Verifying: If Victor wants to validate the authenticity of Samantha’s message, all he has to do is compute

$$ s’ \equiv s^{k} \pmod{m} $$

if $s’ \equiv_m g$, then Victor can be assured that the message is authentic.

Typically, we use a hashing function on the message and find the signature of the hash, instead of the whole message. The onus is on the verifier to use the same hashing algorithm and compute the hash of the message, then verifying that the signature matches this hash.


Digital Signature Algorithm (DSA)§

The Digital Signature Algorithm is an alternative to the RSA signature algorithm, and one of its key benefits is that it is generally faster. Like Diffie-Hellman and Elgama, DSA relies on the difficulty of the DLP rather than factorization.

DSA

Signing: Suppose Samantha wants to sign a message $m$ with DSA. First, Samantha computes the hash of the document $D$. Then, she chooses two large primes $p, q$ such that $q \gt D$, $p \sim k$ (i.e. $p$ is a $k$-bit prime), and $q \sim l$ for $(k, l)$ in $(1024, 160)$, $(2048, 224)$, $(2048, 256)$, $(3072, 256)$[^1]. The primes $p, q$ must also satisfy the following congruence

$$ p \equiv 1 \pmod{q} \iff q \vert (p-1). $$

Samantha also chooses an element $g \in \mathbb{F}_p$ such that $\text{ord}_p(g) = q$. Given a primitive root $g_1 \in \mathbb{F}_p$, she can choose $g \equiv_p g_1^{(p-1)/q}$.

Next, Samantha chooses a secret $a$ and computes $A \equiv_p g^a$. Her public signature is composed of the $4$-tuple $(p, q, g, A)$. Samantha then chooses a random element $k \in [1\dots q]$ and computes

$$ \begin{align*} S_1 &\equiv \left(g^k \pmod{p}\right) \pmod{q}\\ S_2 &\equiv \left(D + aS_1\right)k^{-1} \pmod{q}. \end{align*} $$

Finally, Samantha’s signature is given by the pair $(S_1, S_2)$.

Verifying: Victor begins by computing the values

$$ \begin{align*} V_1 = DS_2^{-1} \pmod{q}\ V_2 = S_1S_2^{-1} \pmod{q}. \end{align*} $$

Next, Victor checks the following congruence

$$ \left(g^{V_1}A^{V_2}\pmod{p}\right) \pmod{q} \equiv S_1. $$

If the congruence holds, the message is certified to be authentic.
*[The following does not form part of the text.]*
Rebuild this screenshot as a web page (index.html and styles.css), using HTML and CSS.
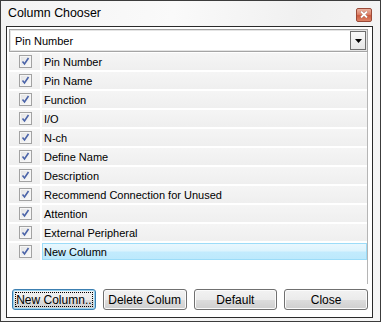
FILE: index.html
```html
<!DOCTYPE html>
<html>
<head>
<meta charset="utf-8">
<link rel="stylesheet" href="styles.css">
</head>
<body>
<div class="window">
  <div class="titlebar">
    <span class="title">Column Chooser</span>
    <span class="close"><svg width="8" height="7" viewBox="0 0 8 7"><path d="M1 0.5 L7 6.5 M7 0.5 L1 6.5" stroke="#ffffff" stroke-width="2"/></svg></span>
  </div>
  <div class="panel">
    <div class="combo">
      <span class="combo-text">Pin Number</span>
      <span class="combo-btn"><svg width="7" height="4" viewBox="0 0 7 4"><path d="M0 0 H7 L3.5 4 Z" fill="#000"/></svg></span>
    </div>
    <div class="list">
      <div class="row"><span class="chk-cell"><span class="chk"><svg width="11" height="11" viewBox="0 0 11 11"><path d="M2.5 5.5 L4.5 8 L8.5 2" fill="none" stroke="#4a63a8" stroke-width="1.6"/></svg></span></span><span class="txt">Pin Number</span></div>
      <div class="row"><span class="chk-cell"><span class="chk"><svg width="11" height="11" viewBox="0 0 11 11"><path d="M2.5 5.5 L4.5 8 L8.5 2" fill="none" stroke="#4a63a8" stroke-width="1.6"/></svg></span></span><span class="txt">Pin Name</span></div>
      <div class="row"><span class="chk-cell"><span class="chk"><svg width="11" height="11" viewBox="0 0 11 11"><path d="M2.5 5.5 L4.5 8 L8.5 2" fill="none" stroke="#4a63a8" stroke-width="1.6"/></svg></span></span><span class="txt">Function</span></div>
      <div class="row"><span class="chk-cell"><span class="chk"><svg width="11" height="11" viewBox="0 0 11 11"><path d="M2.5 5.5 L4.5 8 L8.5 2" fill="none" stroke="#4a63a8" stroke-width="1.6"/></svg></span></span><span class="txt">I/O</span></div>
      <div class="row"><span class="chk-cell"><span class="chk"><svg width="11" height="11" viewBox="0 0 11 11"><path d="M2.5 5.5 L4.5 8 L8.5 2" fill="none" stroke="#4a63a8" stroke-width="1.6"/></svg></span></span><span class="txt">N-ch</span></div>
      <div class="row"><span class="chk-cell"><span class="chk"><svg width="11" height="11" viewBox="0 0 11 11"><path d="M2.5 5.5 L4.5 8 L8.5 2" fill="none" stroke="#4a63a8" stroke-width="1.6"/></svg></span></span><span class="txt">Define Name</span></div>
      <div class="row"><span class="chk-cell"><span class="chk"><svg width="11" height="11" viewBox="0 0 11 11"><path d="M2.5 5.5 L4.5 8 L8.5 2" fill="none" stroke="#4a63a8" stroke-width="1.6"/></svg></span></span><span class="txt">Description</span></div>
      <div class="row"><span class="chk-cell"><span class="chk"><svg width="11" height="11" viewBox="0 0 11 11"><path d="M2.5 5.5 L4.5 8 L8.5 2" fill="none" stroke="#4a63a8" stroke-width="1.6"/></svg></span></span><span class="txt">Recommend Connection for Unused</span></div>
      <div class="row"><span class="chk-cell"><span class="chk"><svg width="11" height="11" viewBox="0 0 11 11"><path d="M2.5 5.5 L4.5 8 L8.5 2" fill="none" stroke="#4a63a8" stroke-width="1.6"/></svg></span></span><span class="txt">Attention</span></div>
      <div class="row"><span class="chk-cell"><span class="chk"><svg width="11" height="11" viewBox="0 0 11 11"><path d="M2.5 5.5 L4.5 8 L8.5 2" fill="none" stroke="#4a63a8" stroke-width="1.6"/></svg></span></span><span class="txt">External Peripheral</span></div>
      <div class="row selected"><span class="chk-cell"><span class="chk"><svg width="11" height="11" viewBox="0 0 11 11"><path d="M2.5 5.5 L4.5 8 L8.5 2" fill="none" stroke="#4a63a8" stroke-width="1.6"/></svg></span></span><span class="txt">New Column</span></div>
    </div>
    <div class="buttons">
      <button class="btn focused"><span class="focus-ring">New Column..</span></button>
      <button class="btn">Delete Colum</button>
      <button class="btn">Default</button>
      <button class="btn">Close</button>
    </div>
  </div>
</div>
</body>
</html>
```

FILE: styles.css
```css
* { box-sizing: border-box; }
html, body { margin: 0; padding: 0; }
body {
  width: 381px;
  height: 322px;
  overflow: hidden;
  background: #ffffff;
  font-family: "Liberation Sans", Arial, sans-serif;
}
.window {
  width: 381px;
  height: 322px;
  border: 1px solid #3c3c3c;
  background: linear-gradient(100deg, #f3f3f3 0%, #fafafa 40%, #f0f0f0 70%, #f6f6f6 100%);
  display: flex;
  flex-direction: column;
}
.titlebar {
  height: 25px;
  display: flex;
  align-items: center;
  padding: 0 8px 0 7px;
  justify-content: space-between;
}
.title {
  font-size: 12.4px;
  color: #000;
  margin-top: -1px;
}
.close {
  width: 16px;
  height: 14px;
  margin-top: 2px;
  border: 1px solid #9a4a38;
  border-radius: 2px;
  background: linear-gradient(#eab2a0 0%, #dc8169 45%, #cc5a3e 55%, #dd8468 100%);
  display: flex;
  align-items: center;
  justify-content: center;
}
.close svg { filter: drop-shadow(0 0 0.5px #5a1a10); }
.panel {
  margin-left: 5px;
  width: 367px;
  height: 292px;
  border: 1px solid #2a2a2a;
  background: #ffffff;
  padding: 2px 4px 0 1px;
  display: flex;
  flex-direction: column;
}
.combo {
  margin-left: 1px;
  height: 23px;
  border: 1px solid #a5a5a5;
  box-shadow: inset 0 0 0 1px #e4e4e4;
  display: flex;
  align-items: center;
  justify-content: space-between;
  padding: 0 1px 0 5px;
}
.combo-text {
  font-size: 11px;
  color: #000;
}
.combo-btn {
  width: 16px;
  height: 19px;
  border: 1px solid #6f6f6f;
  background: linear-gradient(#fafafa, #e6e6e6);
  display: flex;
  align-items: center;
  justify-content: center;
}
.list {
  margin-left: 1px;
  height: 232px;
  border-right: 1px solid #b5b5b5;
  display: flex;
  flex-direction: column;
}
.row {
  height: 19px;
  display: flex;
  gap: 2px;
  border-top: 1px solid #ffffff;
  border-bottom: 1px solid #ffffff;
}
.chk-cell {
  width: 31px;
  background: linear-gradient(#f5f5f5, #efefef);
  display: flex;
  align-items: center;
  padding-left: 10px;
}
.chk {
  width: 13px;
  height: 13px;
  border: 1px solid #a2a2a2;
  background: linear-gradient(135deg, #e2e2e2, #fbfbfb);
  box-shadow: inset 0 0 0 1px #f6f6f6;
  display: flex;
  align-items: center;
  justify-content: center;
}
.txt {
  flex: 1;
  background: linear-gradient(#f5f5f5, #efefef);
  font-size: 11px;
  color: #000;
  display: flex;
  align-items: center;
  padding-left: 2px;
}
.row.selected .txt {
  background: linear-gradient(#e8f7fe 0%, #dcf3fd 45%, #c2ebfd 55%, #bde9fc 100%);
  border: 1px solid #9cdcf8;
  padding-left: 1px;
}
.buttons {
  margin-top: 5px;
  padding-left: 4px;
  display: grid;
  grid-template-columns: repeat(4, 1fr);
  gap: 7px;
}
.btn {
  height: 21px;
  border: 1px solid #707070;
  border-radius: 3px;
  background: linear-gradient(#f2f2f2 0%, #ebebeb 50%, #dddddd 51%, #cfcfcf 100%);
  box-shadow: inset 0 0 0 1px #fbfbfb;
  font-family: "Liberation Sans", Arial, sans-serif;
  font-size: 12px;
  color: #000;
  padding: 0;
  display: flex;
  align-items: center;
  justify-content: center;
}
.btn.focused {
  border-color: #3c7fb1;
  box-shadow: inset 0 0 0 1px #97d3f1;
  padding: 2px;
}
.focus-ring {
  width: 100%;
  height: 100%;
  border: 1px dotted #000;
  display: flex;
  align-items: center;
  justify-content: center;
}
```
By choosing our $q$ such that $\text{ord}_p(g) = q$ strengthens the DSA. We’ve discussed Shank’s Baby-Step Giant-Step algorithm to solve the DLP when the order of a group element is a prime. It takes $\mathcal{O}(N)$ memory, where $N \sim \sqrt{q}$, so using the smallest recommended bit-size $q$ of $160$, we can expect around $2^{80}$ bytes of memory to solve using Shank’s.